KA: Oh? So then can we talk about the influence of travel on your writing. You’ve lived so many places over the years and often been simply circulating from place to place. I’m thinking about your early years on the rodeo circuit, your time in New Mexico, Montreal, Berlin, Barcelona, New York, your hopping from country to country to work at Expos and in various Olympic Villages. This must have shaped your work profoundly.
LD: I keep going to these places, “place” in the largest possible sense. I travel but I also push myself and my body in, through and around language and so on. And geography. And I struggle with that because there’s the irony, and maybe this comes back to some of the first passage you brought up – is it that the space of writing is also in some ways a space of arrestment or of suspension, if you will? The body that wants to be in movement has to stop in order to write. And if writing is movement, then there’s a sort of paradox there. But it’s also a remove. It’s a remove from a context, and at the same time, it brings me closer to this thing that is always deferred.
KA: This seems like a good segue to ask about your actual way of working. I mean, how do you compose your texts?… I’ll avoid talking about poetry or fiction since you seem a bit resistant to these categorizations.
LD: I’m actually playing between poetics and thinking about the overriding metaphors of production, reproduction and attachment and alienation, or detachment in terms of subjective identities. Largely, it’s about this relationship of the lyric and the anti-lyric and I have been trying to have these very naturalistic vernacular pieces that seem to emerge from what is an authorial voice, a sense of an authorial identity against pieces where that reliability is really shaken up and as a reader you have to figure out, who’s this? Is this me or is this some character she’s producing or is this manipulated text where there is this kind of trace of her voice or some sense of the source. It’s really very much about what does stir us to the surface and why we want this aesthetic experience of attachment, whether it be to each other or to texts or to art in general. Why do we desire? Why don’t we desire? I have some pieces that are love poems but they’re proceduralist love poems so they’re about being in language and hearing the difference and all this is evident in what you are wanting to call my “fictions” too.

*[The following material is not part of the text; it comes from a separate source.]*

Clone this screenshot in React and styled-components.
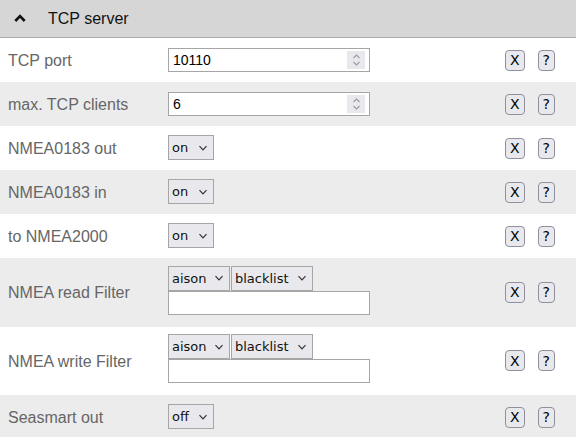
import React from "react";
import styled, { createGlobalStyle } from "styled-components";

const Global = createGlobalStyle`
  body { margin: 0; background: #fff; font-family: "Liberation Sans", Arial, sans-serif; }
`;

const rows = [
  { label: "TCP port", kind: "number", value: "10110" },
  { label: "max. TCP clients", kind: "number", value: "6" },
  { label: "NMEA0183 out", kind: "select", value: "on" },
  { label: "NMEA0183 in", kind: "select", value: "on" },
  { label: "to NMEA2000", kind: "select", value: "on" },
  { label: "NMEA read Filter", kind: "filter" },
  { label: "NMEA write Filter", kind: "filter" },
  { label: "Seasmart out", kind: "select", value: "off" },
];

const arrow =
  "url(\"data:image/svg+xml;utf8,<svg xmlns='http://www.w3.org/2000/svg' width='10' height='6' viewBox='0 0 10 6'><path d='M1.5 1.2 L5 4.8 L8.5 1.2' fill='none' stroke='%23333' stroke-width='1.2'/></svg>\")";

function Spinner() {
  return (
    <SpinBox>
      <svg width="9" height="14" viewBox="0 0 9 14">
        <path d="M1.5 5 L4.5 2 L7.5 5 M1.5 9 L4.5 12 L7.5 9" fill="none" stroke="#9a9aa0" strokeWidth="1.1" />
      </svg>
    </SpinBox>
  );
}

function App() {
  return (
    <>
      <Global />
      <Header>
        <Chevron viewBox="0 0 12 8">
          <path d="M1.3 7 L6 2.2 L10.7 7" />
        </Chevron>
        <span>TCP server</span>
      </Header>
      {rows.map((r, i) => (
        <Row key={r.label} $alt={i % 2 === 1} $tall={r.kind === "filter"}>
          <Label>{r.label}</Label>
          <Value>
            {r.kind === "number" && (
              <NumField>
                <NumInput type="text" defaultValue={r.value} />
                <Spinner />
              </NumField>
            )}
            {r.kind === "select" && (
              <Select defaultValue={r.value} $w={46}>
                <option value="on">on</option>
                <option value="off">off</option>
              </Select>
            )}
            {r.kind === "filter" && (
              <FilterBox>
                <SelectPair>
                  <Select defaultValue="aison" $w={62}>
                    <option value="aison">aison</option>
                    <option value="aisoff">aisoff</option>
                  </Select>
                  <Select defaultValue="blacklist" $w={82}>
                    <option value="blacklist">blacklist</option>
                    <option value="whitelist">whitelist</option>
                  </Select>
                </SelectPair>
                <TextInput type="text" />
              </FilterBox>
            )}
          </Value>
          <Buttons>
            <SmallButton>X</SmallButton>
            <SmallButton>?</SmallButton>
          </Buttons>
        </Row>
      ))}
    </>
  );
}
export default App;

const Header = styled.div`
  height: 37px;
  background: #d6d6d6;
  border-bottom: 1px solid #a9a9a9;
  display: flex;
  align-items: center;
  padding-left: 14px;
  font-size: 16px;
  color: #111;
  gap: 22px;
`;

const Chevron = styled.svg`
  width: 12px;
  height: 8px;
  fill: none;
  stroke: #111;
  stroke-width: 2.6;
  margin-top: -2px;
`;

const Row = styled.div`
  display: grid;
  grid-template-columns: 160px 1fr auto;
  align-items: center;
  height: ${(p) => (p.$tall ? "68.5px" : "44px")};
  background: ${(p) => (p.$alt ? "#ececec" : "#fff")};
  padding-left: 8px;
  padding-right: 21px;
`;

const Label = styled.div`
  font-size: 16px;
  color: #666;
  padding-top: 2px;
`;

const Value = styled.div`
  display: flex;
  align-items: center;
`;

const FilterBox = styled.div`
  display: flex;
  flex-direction: column;
  margin-top: -3px;
`;

const SelectPair = styled.div`
  display: flex;
  gap: 1px;
`;

const NumField = styled.div`
  width: 202px;
  height: 24px;
  box-sizing: border-box;
  border: 1px solid #a6a6a6;
  background: #fff;
  display: flex;
  align-items: center;
  padding-right: 4px;
  margin-top: -1px;
`;

const NumInput = styled.input`
  flex: 1;
  min-width: 0;
  border: none;
  padding: 0 4px;
  font-family: "Liberation Sans", Arial, sans-serif;
  font-size: 14px;
  color: #000;
  outline: none;
  background: transparent;
`;

const SpinBox = styled.span`
  width: 18px;
  height: 18px;
  background: #e9e9ed;
  display: flex;
  align-items: center;
  justify-content: center;
`;

const TextInput = styled.input`
  width: 202px;
  height: 24px;
  box-sizing: border-box;
  border: 1px solid #a6a6a6;
  border-radius: 0;
  padding: 0 4px;
  font-family: "Liberation Sans", Arial, sans-serif;
  font-size: 14px;
  outline: none;
`;

const Select = styled.select`
  appearance: none;
  width: ${(p) => p.$w}px;
  height: 25px;
  box-sizing: border-box;
  border: 1px solid #a6a6a6;
  border-radius: 0;
  background: #e9e9ed ${arrow} no-repeat right 5px center;
  font-family: "DejaVu Sans", sans-serif;
  font-size: 13px;
  color: #111;
  padding: 0 20px 0 3px;
  margin-top: -1px;
`;

const Buttons = styled.div`
  display: flex;
  gap: 13px;
`;

const SmallButton = styled.button`
  height: 21px;
  padding: 0 4px;
  border: 1px solid #8f8f9d;
  border-radius: 4px;
  background: #e9e9ed;
  font-family: "DejaVu Sans", sans-serif;
  font-size: 14px;
  color: #000;
`;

KA: To what extent does your fluency across languages affect your writing in English?
LD: Grammar holds and expresses and shapes things in an utterly necessary way. For example, take the difference between languages. It’s so interesting that Germans leave the verb until the end, entirely different from the way we speak in English. But I love working in English because it is so elastic.
KA: In the 1990s, you released a book with a CD. How is performance integral to your work?
LD: When you read anything, even the most straight-forward mystery or genre novel, there are also going to be your own memories because your own memory lends images and sounds to the reading. What’s going on out on the street – ambient sound – all of that is going to shift everything. That’s what is foregrounded for me – the multiple possibilities, reading into whatever you find. Also, again, when you read things out loud, a different voice will often emerge. I never know what is coming up.
KA: But now, just recently, you’ve come up in the archive. What was that like?
LD: That was a very weird decision to reach. They asked me at a time when I was moving internationally and broke, so I sold my garbage for the same reason that most writers sell their garbage.